Annoncée le 27 mars 2018, aux Assises de la maternelle, par le président Macron lui-même, l’obligation d’instruction a pris effet le lundi 2 septembre dernier. Pour la très grande majorité des familles ayant fait le choix de la scolarisation en école maternelle, nulle révolution. Pourtant l’application du décret d’août dernier est un véritable casse-tête. Car qui dit obligation scolaire, dit assiduité. Quid des petites sections dont la scolarisation a souvent été aménagée ? Prenant en considération la spécificité des petites sections ou la levée de bouclier des communes pour qui scolarisation à temps complet pour tous va bien souvent avec construction de dortoirs ou encore achat de lits pour la sieste des petits, la rue de Grenelle s’est hâtée d’ajouter un article au décret. C’est ainsi qu’est apparu l’article R 131-1-1 « l’obligation d’assiduité peut être aménagée en petite section d’école maternelle à la demande des personnes responsables de l’enfant. Ces aménagements ne peuvent porter que sur les heures de classes prévues l’après-midi ». Et cet article, loin clarifier la situation, donne lieu à de multiples interprétations, que ce soit au niveau des directions académiques ou des inspecteurs…
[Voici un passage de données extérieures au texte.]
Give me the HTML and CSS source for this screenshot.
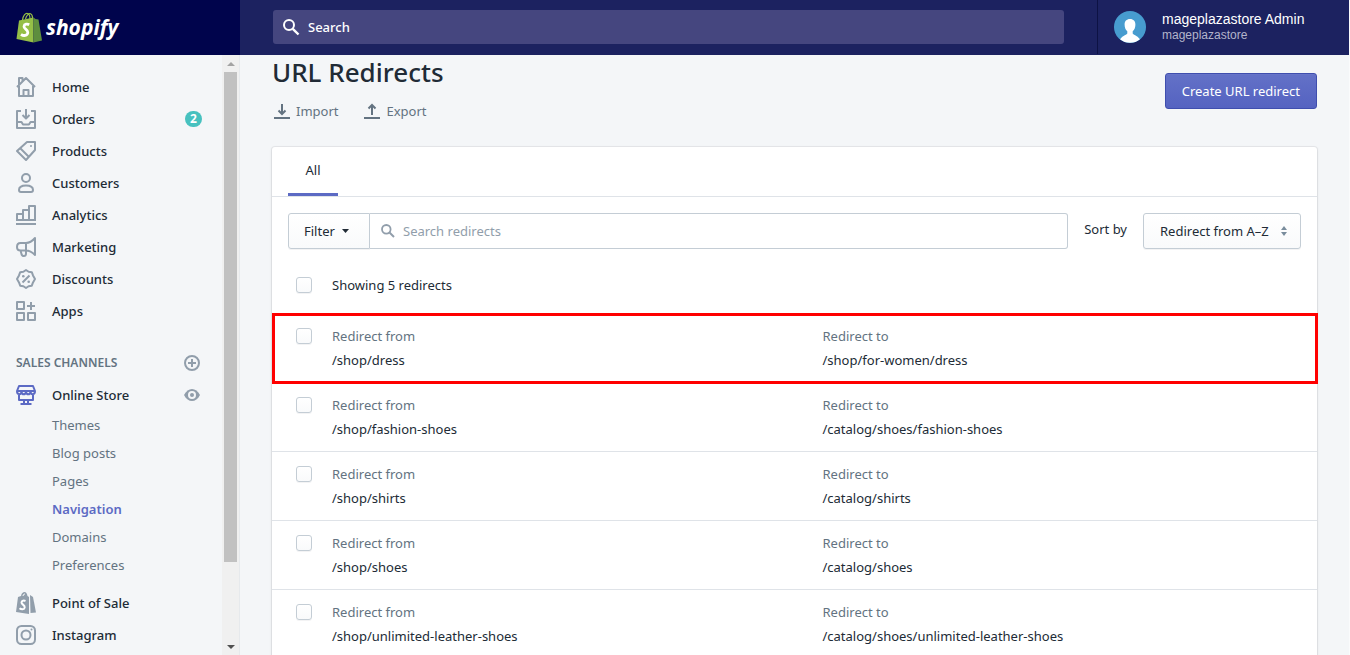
FILE: index.html
```html
<!DOCTYPE html>
<html lang="en">
<head>
<meta charset="utf-8">
<title>URL Redirects</title>
<link rel="stylesheet" href="styles.css">
</head>
<body>
<div class="app">
  <header class="topbar">
    <a class="brand" href="#">
      <svg class="brand-bag" width="27" height="31" viewBox="0 0 27 31" aria-hidden="true">
        <path d="M6.500 8C7 3.500 9.500 1 11.500 1.500S14 4.500 14 7M9.500 7C10.500 3 13 1.200 14.500 1.800S16.500 4 16.500 6" fill="none" stroke="#95bf47" stroke-width="1.200"/>
        <path d="M3 8.500L17.500 5.500V30.500L0.500 27Z" fill="#95bf47"/>
        <path d="M17.500 5.500L19.500 7L22.500 7.500L26 28.500L17.500 30.500Z" fill="#5e8e3e"/>
        <path d="M13.200 12.700C11.500 11.700 8.300 11.800 8 14.300C7.700 17 12 17.200 11.800 20.500C11.600 24 7.500 24.200 5 22.300" fill="none" stroke="#fff" stroke-width="2.800"/>
      </svg>
      <span class="brand-name">shopify</span>
    </a>
    <div class="search-area">
      <label class="global-search">
        <svg width="18" height="18" viewBox="0 0 18 18" aria-hidden="true"><circle cx="7" cy="7" r="5" fill="none" stroke="#fff" stroke-width="2"/><path d="M10.800 10.800L16.500 16.500" stroke="#fff" stroke-width="2.400"/></svg>
        <input type="search" placeholder="Search" aria-label="Search">
      </label>
    </div>
    <button class="account" type="button">
      <svg width="32" height="32" viewBox="0 0 32 32" aria-hidden="true"><circle cx="16" cy="16" r="16" fill="#479ccf"/><path d="M16 8C12.500 8 10.600 10.300 10.600 13.500C10.600 16.500 11.500 18.800 13.300 20.200V22.500C13.300 23.500 9 24.300 6 28.300A16 16 0 0 0 26 28.300C23 24.300 18.700 23.500 18.700 22.500V20.200C20.500 18.800 21.400 16.500 21.400 13.500C21.400 10.300 19.500 8 16 8Z" fill="#fff"/></svg>
      <span class="account-text"><span class="account-name">mageplazastore Admin</span><span class="account-store">mageplazastore</span></span>
    </button>
  </header>

  <div class="body">
    <aside class="sidebar">
      <nav class="nav">
        <a class="nav-item" href="#"><svg class="icon" viewBox="0 0 20 20"><path d="M3 9V19H17V9M1 10L10 1L19 10M7.500 19V13H12.500V19M3 8V1H6.500V4"/></svg>Home</a>
        <a class="nav-item" href="#"><svg class="icon" viewBox="0 0 20 20"><path d="M5 2H1V19H19V2H15M10 0V9M6.500 6L10 9.500L13.500 6M1 13H5.500L7 15.500H13L14.500 13H19"/></svg>Orders<span class="badge">2</span></a>
        <a class="nav-item" href="#"><svg class="icon" viewBox="0 0 20 20"><path d="M11 1H19V9L10 19L1 10ZM4 7L13 16"/><circle class="solid" cx="15" cy="5" r="1"/></svg>Products</a>
        <a class="nav-item" href="#"><svg class="icon" viewBox="0 0 20 20"><circle cx="10" cy="5" r="4"/><path d="M3 17C3 14 6 12.500 10 12.500S17 14 17 17C17 18.500 16 19 15 19H5C4 19 3 18.500 3 17Z"/></svg>Customers</a>
        <a class="nav-item" href="#"><svg class="icon" viewBox="0 0 20 20"><path d="M1 15V9H7V15M7 9V5H13V15M13 5V1H19V15M0 15H20M0 19H20"/></svg>Analytics</a>
        <a class="nav-item" href="#"><svg class="icon" viewBox="0 0 20 20"><path d="M19 1V18C16 15 13 13.500 10 13.500H4.500C2 13.500 1 12 1 10S2 6 4.500 6H10C13 6 16 4.500 19 1ZM10 6V16.500C10 20 6 19.500 5.500 17L4.500 13.500"/></svg>Marketing</a>
        <a class="nav-item" href="#"><svg class="icon" viewBox="0 0 20 20"><path d="M10 1L12.600 2.800L15.800 3.200L17 6.400L19 10L17 13.400L15.800 16.700L12.600 17.200L10 19L7.400 17.200L4.200 16.700L3 13.400L1 10L3 6.400L4.200 3.200L7.400 2.800ZM6.500 13.500L13.500 6.500"/><circle class="solid" cx="7.300" cy="7.300" r="1.300"/><circle class="solid" cx="12.700" cy="12.700" r="1.300"/></svg>Discounts</a>
        <a class="nav-item" href="#"><svg class="icon" viewBox="0 0 20 20"><path d="M1 1H8V8H1ZM1 12H8V19H1ZM12 12H19V19H12ZM15 1V9M11 5H19"/></svg>Apps</a>

        <div class="nav-heading">
          <h2>SALES CHANNELS</h2>
          <button class="icon-button" type="button" aria-label="Add sales channel"><svg class="icon-small" viewBox="0 0 16 16"><circle cx="8" cy="8" r="7"/><path d="M8 4V12M4 8H12"/></svg></button>
        </div>
        <div class="nav-row">
          <a class="nav-item" href="#"><svg class="icon active" viewBox="0 0 20 20"><path d="M3 1H17L19 6C19 10 15 10 14.500 7C14 10 10.500 10 10 7C9.500 10 6 10 5.500 7C5 10 1 10 1 6ZM1 6H19M3 9V15H17V9M8 15V18.500M12 15V18.500M4.500 19H15.500"/></svg>Online Store</a>
          <button class="icon-button" type="button" aria-label="View online store"><svg class="icon-eye" viewBox="0 0 16 16"><path d="M0 8C2 4 5 2 8 2S14 4 16 8C14 12 11 14 8 14S2 12 0 8Z" fill="#919eab"/><circle cx="8" cy="8" r="4" fill="#f4f6f8"/><circle cx="8" cy="8" r="2" fill="#919eab"/></svg></button>
        </div>
        <a class="sub-item" href="#">Themes</a>
        <a class="sub-item" href="#">Blog posts</a>
        <a class="sub-item" href="#">Pages</a>
        <a class="sub-item current" href="#">Navigation</a>
        <a class="sub-item" href="#">Domains</a>
        <a class="sub-item" href="#">Preferences</a>
        <a class="nav-item after-sub" href="#"><svg class="icon-pos" viewBox="0 0 20 22"><path d="M2 5L5 4C5.500 1 7 0 8.500 0S11 1.500 11.500 4L13 5V22L0 20Z" fill="#919eab"/><path d="M14 3L17 5L20 20.500L14.500 21Z" fill="#919eab"/><path d="M9.500 9C8 8.300 5.500 8.500 5.500 10.500S9 13 8.700 15.500S5 17.500 3.500 16.300" fill="none" stroke="#fff" stroke-width="2"/><path d="M7 4C7.300 2.500 8 1.800 9 2.200" fill="none" stroke="#fff"/></svg>Point of Sale</a>
        <a class="nav-item" href="#"><svg class="icon" viewBox="0 0 20 20"><rect x="1" y="1" width="18" height="18" rx="4.500"/><circle cx="10" cy="10" r="4.500"/><circle class="solid" cx="15.500" cy="4.500" r="1"/></svg>Instagram</a>
      </nav>
      <div class="scrollbar" aria-hidden="true">
        <span class="arrow-up"></span>
        <span class="thumb"></span>
        <span class="arrow-down"></span>
      </div>
    </aside>

    <main class="main">
      <div class="page-header">
        <div>
          <h1>URL Redirects</h1>
          <div class="actions">
            <button class="text-button" type="button"><svg width="16" height="16" viewBox="0 0 16 16"><path d="M8 1V11M4.500 7.500L8 11L11.500 7.500M0 15H16"/></svg>Import</button>
            <button class="text-button" type="button"><svg width="16" height="16" viewBox="0 0 16 16"><path d="M8 12V2M4.500 5.500L8 2L11.500 5.500M0 15H16"/></svg>Export</button>
          </div>
        </div>
        <button class="primary" type="button">Create URL redirect</button>
      </div>

      <section class="card">
        <div class="tabs" role="tablist"><button class="tab" role="tab" aria-selected="true" type="button">All</button></div>
        <div class="filters">
          <button class="filter" type="button">Filter<svg width="7" height="4" viewBox="0 0 7 4"><path d="M0 0H7L3.500 4Z" fill="#212b36"/></svg></button>
          <label class="field">
            <svg width="14" height="14" viewBox="0 0 14 14"><circle cx="5.300" cy="5.300" r="4.300" fill="none" stroke="#919eab" stroke-width="1.800"/><path d="M8.500 8.500L13 13" stroke="#919eab" stroke-width="2"/></svg>
            <input type="search" placeholder="Search redirects" aria-label="Search redirects">
          </label>
          <label class="sort-label" for="sort">Sort by</label>
          <div class="select">
            <select id="sort"><option>Redirect from A–Z</option></select>
            <svg class="select-icon" width="6" height="10" viewBox="0 0 6 10"><path d="M0 4L3 0L6 4ZM0 6L3 10L6 6Z" fill="#798c9c"/></svg>
          </div>
        </div>
        <label class="summary"><input class="check" type="checkbox">Showing 5 redirects</label>
        <ul class="rows">
          <li class="row highlighted"><input class="check" type="checkbox" aria-label="Select /shop/dress"><div><p class="caption">Redirect from</p><p>/shop/dress</p></div><div><p class="caption">Redirect to</p><p>/shop/for-women/dress</p></div></li>
          <li class="row"><input class="check" type="checkbox" aria-label="Select /shop/fashion-shoes"><div><p class="caption">Redirect from</p><p>/shop/fashion-shoes</p></div><div><p class="caption">Redirect to</p><p>/catalog/shoes/fashion-shoes</p></div></li>
          <li class="row"><input class="check" type="checkbox" aria-label="Select /shop/shirts"><div><p class="caption">Redirect from</p><p>/shop/shirts</p></div><div><p class="caption">Redirect to</p><p>/catalog/shirts</p></div></li>
          <li class="row"><input class="check" type="checkbox" aria-label="Select /shop/shoes"><div><p class="caption">Redirect from</p><p>/shop/shoes</p></div><div><p class="caption">Redirect to</p><p>/catalog/shoes</p></div></li>
          <li class="row"><input class="check" type="checkbox" aria-label="Select /shop/unlimited-leather-shoes"><div><p class="caption">Redirect from</p><p>/shop/unlimited-leather-shoes</p></div><div><p class="caption">Redirect to</p><p>/catalog/shoes/unlimited-leather-shoes</p></div></li>
        </ul>
      </section>
    </main>
  </div>
</div>
</body>
</html>
```
FILE: styles.css
```css
* { box-sizing: border-box; }
body, h1, h2, p, ul { margin: 0; padding: 0; }
body {
  background: #fafbfc;
  color: #212b36;
  font-family: "Noto Sans", "Open Sans", sans-serif;
  font-size: 13px;
  line-height: 24px;
}
button, input, select { font: inherit; color: inherit; margin: 0; }
button { padding: 0; border: 0; background: none; cursor: pointer; }
a { color: inherit; text-decoration: none; }
svg { display: block; flex: none; }

.app { display: flex; flex-direction: column; height: 100vh; padding-right: 1px; overflow: hidden; }

.topbar { display: flex; flex: none; height: 55px; padding-bottom: 1px; background: linear-gradient(to right, #00044c 240px, #1c2260 240px); color: #fff; }
.brand { display: flex; align-items: center; gap: 3px; width: 240px; padding-left: 16px; }
.brand-name { font-family: "Open Sans", "Noto Sans", sans-serif; font-size: 21px; font-style: italic; font-weight: 700; }
.search-area { flex: 1; display: flex; align-items: center; padding: 0 33px; }
.global-search { flex: 1; display: flex; align-items: center; gap: 8px; height: 34px; padding: 0 9px; border-radius: 3px; background: #45467f; }
.global-search input, .field input { flex: 1; min-width: 0; padding: 0; border: 0; outline: 0; background: none; appearance: none; }
.global-search input { font-weight: 500; }
.global-search input::placeholder { color: #fff; opacity: 1; }
.account { display: flex; align-items: center; gap: 16px; width: 252px; padding-left: 16px; border-left: 1px solid #0d1244; text-align: left; font-family: "Liberation Sans", Arial, sans-serif; }
.account-text { display: flex; flex-direction: column; line-height: 16px; }
.account-name { font-size: 14px; }
.account-store { font-size: 12px; color: #b3b5cb; }

.body { flex: 1; display: flex; min-height: 0; }
.sidebar { display: flex; flex: none; width: 240px; border-right: 1px solid #e6e9ec; background: #f4f6f8; overflow: hidden; }
.nav { flex: 1; padding: 16px 20px 0 16px; overflow: hidden; }
.nav-item { display: flex; flex: 1; align-items: center; gap: 16px; height: 32px; font-weight: 500; }
.icon, .icon-pos { width: 20px; height: 20px; overflow: visible; }
.icon-pos { height: 22px; }
.icon, .icon-small { fill: none; stroke: #919eab; stroke-width: 2; }
.icon path, .icon rect { stroke-linejoin: round; }
.icon .solid { fill: #919eab; stroke: none; }
.icon.active { stroke: #5c6ac4; }
.icon-small, .icon-eye { width: 16px; height: 16px; }
.badge { width: 17px; height: 16px; margin-left: auto; border-radius: 8px; background: #47c1bf; color: #fff; font-size: 12px; font-weight: 700; line-height: 16px; text-align: center; }
.nav-heading { display: flex; align-items: center; justify-content: space-between; height: 32px; margin-top: 20px; padding-right: 2px; }
.nav-heading h2 { color: #637381; font-size: 12px; font-weight: 600; }
.nav-row { display: flex; align-items: center; padding-right: 2px; }
.sub-item { display: block; padding-left: 36px; color: #637381; line-height: 28px; }
.sub-item.current { color: #5c6ac4; font-weight: 600; }
.after-sub { margin-top: 8px; }

.scrollbar { display: flex; flex-direction: column; align-items: center; width: 17px; padding: 7px 2px 6px; background: #f0f0f0; }
.arrow-up, .arrow-down { border: 4px solid transparent; }
.arrow-up { border-top: 0; border-bottom-color: #a3a3a3; }
.arrow-down { margin-top: auto; border-bottom: 0; border-top-color: #505050; }
.thumb { width: 13px; height: calc(100% - 97px); margin-top: 6px; background: #c1c1c1; }

.main { flex: 1; min-width: 0; padding: 0 32px; background: #f4f6f8; overflow: hidden; }
.page-header { display: flex; justify-content: space-between; align-items: flex-start; margin-bottom: 24px; }
h1 { margin-bottom: 10px; font-size: 26px; font-weight: 500; line-height: 34px; }
.actions { display: flex; gap: 26px; padding-left: 2px; }
.text-button { display: flex; align-items: center; gap: 6px; color: #637381; }
.text-button svg { fill: none; stroke: #637381; stroke-width: 2; }
.primary { height: 36px; margin-top: 18px; padding: 0 16px; border: 1px solid #3f4eae; border-radius: 3px; background: linear-gradient(#6371c7, #5563c1); box-shadow: inset 0 1px 0 #6774c8; color: #fff; }

.card { border-radius: 3px; background: #fff; box-shadow: 0 0 0 1px rgba(63, 63, 68, .07), 0 1px 3px rgba(63, 63, 68, .15); }
.tabs { display: flex; height: 50px; padding: 0 16px; border-bottom: 1px solid #dfe3e8; }
.tab { min-width: 50px; border-bottom: 3px solid #5c6ac4; }
.filters { display: flex; padding: 16px 16px 0; }
.filter { display: flex; align-items: center; gap: 7px; width: 82px; height: 36px; padding: 0 15px; border: 1px solid #c4cdd5; border-radius: 3px 0 0 3px; background: linear-gradient(#fff, #f9fafb); box-shadow: 0 1px 0 rgba(22, 29, 37, .05); }
.field { flex: 1; display: flex; align-items: center; gap: 8px; height: 36px; padding: 0 11px; border: 1px solid #c4cdd5; border-left: 0; border-radius: 0 3px 3px 0; }
.field input::placeholder { color: #919eab; opacity: 1; }
.sort-label { margin: 0 16px; line-height: 32px; }
.select { position: relative; width: 158px; }
.select select { width: 100%; height: 36px; padding: 0 16px; border: 1px solid #c4cdd5; border-radius: 3px; background: linear-gradient(#fff, #f9fafb); box-shadow: 0 1px 0 rgba(22, 29, 37, .05); appearance: none; }
.select-icon { position: absolute; top: 13px; right: 14px; pointer-events: none; }
.check { width: 16px; height: 16px; border: 1px solid #c4cdd5; border-radius: 3px; background: linear-gradient(#fff, #f9fafb); box-shadow: 0 1px 0 rgba(22, 29, 37, .05); appearance: none; }
.summary { display: flex; align-items: center; gap: 20px; padding: 24px 24px 17px; }
.rows { list-style: none; }
.row { position: relative; display: grid; grid-template-columns: 36px 1fr 1fr; padding: 10px 4px 10px 24px; border-bottom: 1px solid #dfe3e8; }
.row .check { margin-top: 4px; }
.caption { color: #637381; }
.highlighted::after { content: ""; position: absolute; inset: -1px -1px -2px 0; border: 3px solid #f00; pointer-events: none; }
```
A Paris, comme dans l’Hérault, ce sera juste de la paperasse en plus …
Dans cette petite école d’un cossu arrondissement parisien, le directeur, Eric, nous explique que l’inspectrice a en effet rappelé que dorénavant les élèves d’école maternelle étaient soumis à l’obligation scolaire et donc à une obligation d’assiduité. « Elle en a à peine parlé lors de la réunion de pré-rentrée », alors pour lui, ce sera comme d’habitude. « La très grande majorité de nos quatre-vingts élèves de petite section restent la journée complète. Il y en a quelques-uns qui ne reviennent pas l’après-midi. J’essaie, comme je le faisais déjà auparavant, d’expliquer aux parents que nous faisons des activités après la sieste. Généralement, au bout de quelques semaines, les rares élèves qui ne dorment pas à l’école reviennent à 14h45. Ce n’est pas une loi qui changera les pratiques, c’est nous enseignants, directeurs et directrices qui, en expliquant l’intérêt de l’école, permettront de faire évoluer les choses ». Pour ces rares familles qui ne souhaitent pas que leur enfant retourne à l’école l’après-midi, il suffira de leur faire remplir un document, sorte de contrat dans lequel ils demandent l’accord de l’équipe enseignante et de l’inspecteur de circonscription. Autre casse-tête pour la capitale qui est une des rares villes à être encore sur une semaine de quatre jours et demi, qu’en est-il des mardis et vendredis puisque l’école s’arrête à 15h ?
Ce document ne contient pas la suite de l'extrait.